When the user runs out of money to feed this habit there are two choice: rehab or heroin. You see heroin fulfills the physical need for an opioid at dirt cheap prices, usually ten dollars a bag. However, the cycle begins again. Ten dollars a day quickly rises because of the bodies tolerance for this drug. As this path is followed users become more and more driven making money to feed the habit.
Current policy would incarcerate these users. We need to change that policy and help addicts reclaim their life. But there is no money in that. The growth of private prisons is a lens into what the criminal justice system is all bout. It is about incarceration for money not helping people reclaim their lives. Only one Presidential candidate has addressed this problem and that is Bernie Sanders. Senator Sanders has called for the removal of marijuana from the Schedule 1 list of drugs. Then he wants to allow states to make their own policies regarding marijuana.
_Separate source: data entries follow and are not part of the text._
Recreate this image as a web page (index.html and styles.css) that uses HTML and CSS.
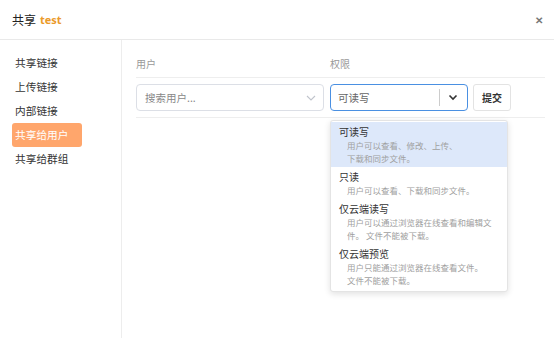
FILE: index.html
```html
<!DOCTYPE html>
<html lang="zh">
<head>
    <meta charset="UTF-8">
    <title>共享</title>
    <link rel="stylesheet" href="styles.css">
</head>
<body>
    <div class="dialog">
        <div class="dialog-head">
            <span class="title">共享</span>
            <span class="name">test</span>
            <span class="close">&#x2715;</span>
        </div>
        <div class="dialog-body">
            <ul class="side">
                <li>共享链接</li>
                <li>上传链接</li>
                <li>内部链接</li>
                <li class="active">共享给用户</li>
                <li>共享给群组</li>
            </ul>
            <div class="main">
                <div class="row head-row">
                    <span class="col-user">用户</span>
                    <span class="col-perm">权限</span>
                </div>
                <div class="row input-row">
                    <div class="col-user user-input">
                        <span>搜索用户...</span>
                        <svg width="10" height="6" viewBox="0 0 10 6"><path d="M1 1l4 4 4-4" fill="none" stroke="#c0c4cc" stroke-width="1.1"/></svg>
                    </div>
                    <div class="col-perm perm-select">
                        <span class="value">可读写</span>
                        <span class="sep"></span>
                        <svg width="10" height="7" viewBox="0 0 10 7"><path d="M1.5 1.5l3.5 3.5 3.5-3.5" fill="none" stroke="#333" stroke-width="1.6"/></svg>
                    </div>
                    <button type="button" class="submit">提交</button>
                </div>
                <ul class="menu">
                    <li class="selected">
                        <div class="opt">可读写</div>
                        <div class="desc">用户可以查看、修改、上传、<br>下载和同步文件。</div>
                    </li>
                    <li>
                        <div class="opt">只读</div>
                        <div class="desc">用户可以查看、下载和同步文件。</div>
                    </li>
                    <li>
                        <div class="opt">仅云端读写</div>
                        <div class="desc">用户可以通过浏览器在线查看和编辑文<br>件。 文件不能被下载。</div>
                    </li>
                    <li>
                        <div class="opt">仅云端预览</div>
                        <div class="desc">用户只能通过浏览器在线查看文件。<br>文件不能被下载。</div>
                    </li>
                </ul>
            </div>
        </div>
    </div>
</body>
</html>
```

FILE: styles.css
```css
body {
    margin: 0;
    width: 554px;
    height: 338px;
    overflow: hidden;
    background-color: white;
    font-family: "Noto Sans CJK SC", "Noto Sans", sans-serif;
    color: #333;
}
ul {
    list-style: none;
    margin: 0;
    padding: 0;
}
.dialog {
    display: flex;
    flex-direction: column;
    height: 338px;
}
.dialog-head {
    display: flex;
    align-items: center;
    height: 39px;
    padding: 0 12px;
    border-bottom: 1px solid #e9e9e9;
    gap: 4px;
}
.dialog-head .title {
    font-size: 12px;
    color: #222;
}
.dialog-head .name {
    font-size: 11px;
    font-weight: bold;
    color: #eb9a2a;
    font-family: "Open Sans", sans-serif;
}
.dialog-head .close {
    margin-left: auto;
    margin-right: -1px;
    font-size: 10px;
    font-weight: bold;
    color: #777;
}
.dialog-body {
    display: flex;
    flex: 1;
}
.side {
    width: 122px;
    border-right: 1px solid #ededed;
    padding-top: 11px;
    box-sizing: border-box;
}
.side>li {
    width: 70px;
    height: 24px;
    line-height: 24px;
    margin-left: 12px;
    padding-left: 3px;
    box-sizing: border-box;
    font-size: 10.7px;
    color: #333;
    border-radius: 3px;
}
.side>li.active {
    background-color: #ffa66c;
    color: white;
}
.main {
    flex: 1;
    position: relative;
    padding: 11px 9px 0 14px;
}
.row {
    display: flex;
    gap: 6px;
}
.head-row {
    height: 26px;
    line-height: 26px;
    font-size: 10px;
    color: #999;
    border-bottom: 1px solid #eee;
}
.input-row {
    padding: 6px 0;
    border-bottom: 1px solid #eee;
}
.col-user {
    width: 188px;
    box-sizing: border-box;
}
.col-perm {
    width: 138px;
    box-sizing: border-box;
}
.user-input {
    display: flex;
    align-items: center;
    justify-content: space-between;
    height: 27px;
    padding: 0 7px 0 8px;
    border: 1px solid #dcdfe6;
    border-radius: 4px;
    font-size: 10.5px;
    color: #888;
}
.perm-select {
    display: flex;
    align-items: center;
    height: 27px;
    padding: 0 9px 0 7px;
    border: 1px solid #4a90e2;
    border-radius: 4px;
    font-size: 10.5px;
    color: #666;
}
.perm-select .value {
    flex: 1;
}
.perm-select .sep {
    width: 1px;
    height: 17px;
    background-color: #ccc;
    margin-right: 8px;
}
.submit {
    width: 38px;
    height: 27px;
    margin-left: -1px;
    border: 1px solid #e3e3e3;
    border-radius: 3px;
    background-color: white;
    font-family: inherit;
    font-size: 10px;
    font-weight: bold;
    color: #333;
    padding: 0;
}
.menu {
    position: absolute;
    top: 80px;
    left: 208px;
    width: 176px;
    padding: 1px 0 2px;
    border: 1px solid #e4e4e4;
    border-radius: 3px;
    background-color: white;
    box-shadow: 0 2px 6px rgba(0, 0, 0, 0.12);
}
.menu>li {
    padding: 2px 8px;
}
.menu>li.selected {
    background-color: #dde8fa;
}
.opt {
    font-size: 10px;
    line-height: 15px;
    color: #333;
}
.desc {
    padding-left: 8px;
    font-size: 8.5px;
    line-height: 13px;
    color: #a0a0a0;
    white-space: nowrap;
}
```
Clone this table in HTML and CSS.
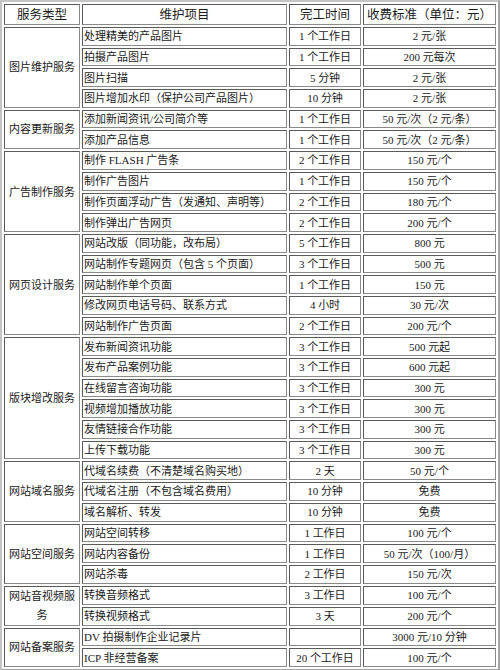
FILE: index.html
```html
<!DOCTYPE html>
<html>
<head>
<meta charset="utf-8">
<link rel="stylesheet" href="styles.css">
</head>
<body>
<table class="price">
  <colgroup>
    <col class="c1"><col class="c2"><col class="c3"><col class="c4">
  </colgroup>
  <thead>
    <tr class="head">
      <th>服务类型</th><th>维护项目</th><th>完工时间</th><th>收费标准（单位：元）</th>
    </tr>
  </thead>
  <tbody>
    <tr><td class="type" rowspan="4">图片维护服务</td><td class="item">处理精美的产品图片</td><td>1 个工作日</td><td>2 元/张</td></tr>
    <tr><td class="item">拍摄产品图片</td><td>1 个工作日</td><td>200 元每次</td></tr>
    <tr><td class="item">图片扫描</td><td>5 分钟</td><td>2 元/张</td></tr>
    <tr class="last"><td class="item">图片增加水印（保护公司产品图片）</td><td>10 分钟</td><td>2 元/张</td></tr>

    <tr><td class="type" rowspan="2">内容更新服务</td><td class="item">添加新闻资讯/公司简介等</td><td>1 个工作日</td><td>50 元/次（2 元/条）</td></tr>
    <tr class="last"><td class="item">添加产品信息</td><td>1 个工作日</td><td>50 元/次（2 元/条）</td></tr>

    <tr><td class="type" rowspan="4">广告制作服务</td><td class="item">制作 FLASH 广告条</td><td>2 个工作日</td><td>150 元/个</td></tr>
    <tr><td class="item">制作广告图片</td><td>1 个工作日</td><td>150 元/个</td></tr>
    <tr><td class="item">制作页面浮动广告（发通知、声明等）</td><td>2 个工作日</td><td>180 元/个</td></tr>
    <tr class="last"><td class="item">制作弹出广告网页</td><td>2 个工作日</td><td>200 元/个</td></tr>

    <tr><td class="type" rowspan="5">网页设计服务</td><td class="item">网站改版（同功能，改布局）</td><td>5 个工作日</td><td>800 元</td></tr>
    <tr><td class="item">网站制作专题网页（包含 5 个页面）</td><td>3 个工作日</td><td>500 元</td></tr>
    <tr><td class="item">网站制作单个页面</td><td>1 个工作日</td><td>150 元</td></tr>
    <tr><td class="item">修改网页电话号码、联系方式</td><td>4 小时</td><td>30 元/次</td></tr>
    <tr class="last"><td class="item">网站制作广告页面</td><td>2 个工作日</td><td>200 元/个</td></tr>

    <tr><td class="type" rowspan="6">版块增改服务</td><td class="item">发布新闻资讯功能</td><td>3 个工作日</td><td>500 元起</td></tr>
    <tr><td class="item">发布产品案例功能</td><td>3 个工作日</td><td>600 元起</td></tr>
    <tr><td class="item">在线留言咨询功能</td><td>3 个工作日</td><td>300 元</td></tr>
    <tr><td class="item">视频增加播放功能</td><td>3 个工作日</td><td>300 元</td></tr>
    <tr><td class="item">友情链接合作功能</td><td>3 个工作日</td><td>300 元</td></tr>
    <tr class="last"><td class="item">上传下载功能</td><td>3 个工作日</td><td>300 元</td></tr>

    <tr><td class="type" rowspan="3">网站域名服务</td><td class="item">代域名续费（不清楚域名购买地）</td><td>2 天</td><td>50 元/个</td></tr>
    <tr><td class="item">代域名注册（不包含域名费用）</td><td>10 分钟</td><td>免费</td></tr>
    <tr class="last"><td class="item">域名解析、转发</td><td>10 分钟</td><td>免费</td></tr>

    <tr><td class="type" rowspan="3">网站空间服务</td><td class="item">网站空间转移</td><td>1 工作日</td><td>100 元/个</td></tr>
    <tr><td class="item">网站内容备份</td><td>1 工作日</td><td>50 元/次（100/月）</td></tr>
    <tr class="last"><td class="item">网站杀毒</td><td>2 工作日</td><td>150 元/次</td></tr>

    <tr><td class="type wrap" rowspan="2">网站音视频服务</td><td class="item">转换音频格式</td><td>3 工作日</td><td>100 元/个</td></tr>
    <tr class="last"><td class="item">转换视频格式</td><td>3 天</td><td>200 元/个</td></tr>

    <tr><td class="type" rowspan="2">网站备案服务</td><td class="item">DV 拍摄制作企业记录片</td><td></td><td>3000 元/10 分钟</td></tr>
    <tr class="last"><td class="item">ICP 非经营备案</td><td>20 个工作日</td><td>100 元/个</td></tr>
  </tbody>
</table>
</body>
</html>
```

FILE: styles.css
```css
html, body {
  margin: 0;
  padding: 0;
  background: #ffffff;
}

.price {
  width: 500px;
  border-collapse: separate;
  border-spacing: 2px;
  border: 2px solid #a4a4a4;
  border-top-color: #c4c4c4;
  border-left-color: #c4c4c4;
  table-layout: fixed;
  font-family: "Liberation Serif", "Noto Sans CJK SC", serif;
  font-size: 11px;
  color: #1a1a1a;
}

.c1 { width: 76px; }
.c2 { width: 205px; }
.c3 { width: 72px; }
.c4 { width: 133px; }

.price th,
.price td {
  box-sizing: border-box;
  border: 1px solid #5a5a5a;
  border-right-color: #8a8a8a;
  border-bottom-color: #8a8a8a;
  padding: 0;
  text-align: center;
  vertical-align: middle;
  white-space: nowrap;
  overflow: hidden;
  line-height: 14px;
}

.price th {
  height: 21px;
  font-weight: normal;
  font-size: 12.5px;
}

.price td {
  height: 18.7px;
}

.price td.item {
  text-align: left;
  padding-left: 1px;
}

.price td.type {
  white-space: normal;
  padding: 0 1px;
}

.price td.wrap {
  line-height: 19px;
}
```
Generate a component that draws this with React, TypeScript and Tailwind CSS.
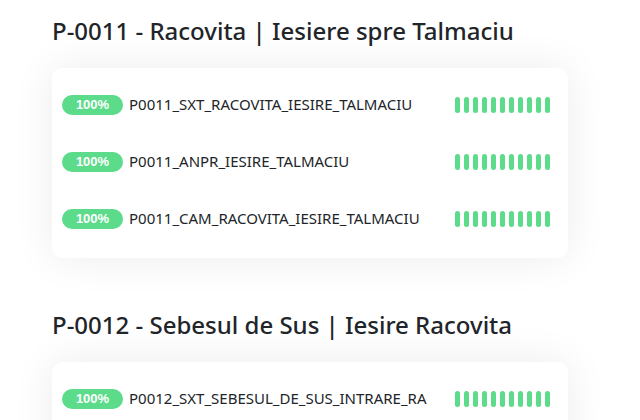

By removing marijuana from the schedule 1 list the United States would see four distinct benefits:
1. Less arrests for marijuana would help clear up the court system
2. Fewer incarcerations for simple possession freeing up $25,000 per year per inmate
3. Tax revenue would be generated for states
4. Legalization would remove money from the cartels forcing them to depend on hard drugs that have a much more limited market than marijuana.
Policymakers in Washington need to look at the real cost of the drug war and the effect it has had on our nation. Policy needs to reflect people not statistics.
This brings me back to the woman who died anonymously on a handicapped ramp in a an apartment complex. Her death is a direct result of the failed Drug War. If we had a humane policy of helping addicts recover their lives instead of punishing them for their addiction perhaps we would see fewer overdoses and fewer prisoners. It is time to reform our nation’s drug policy.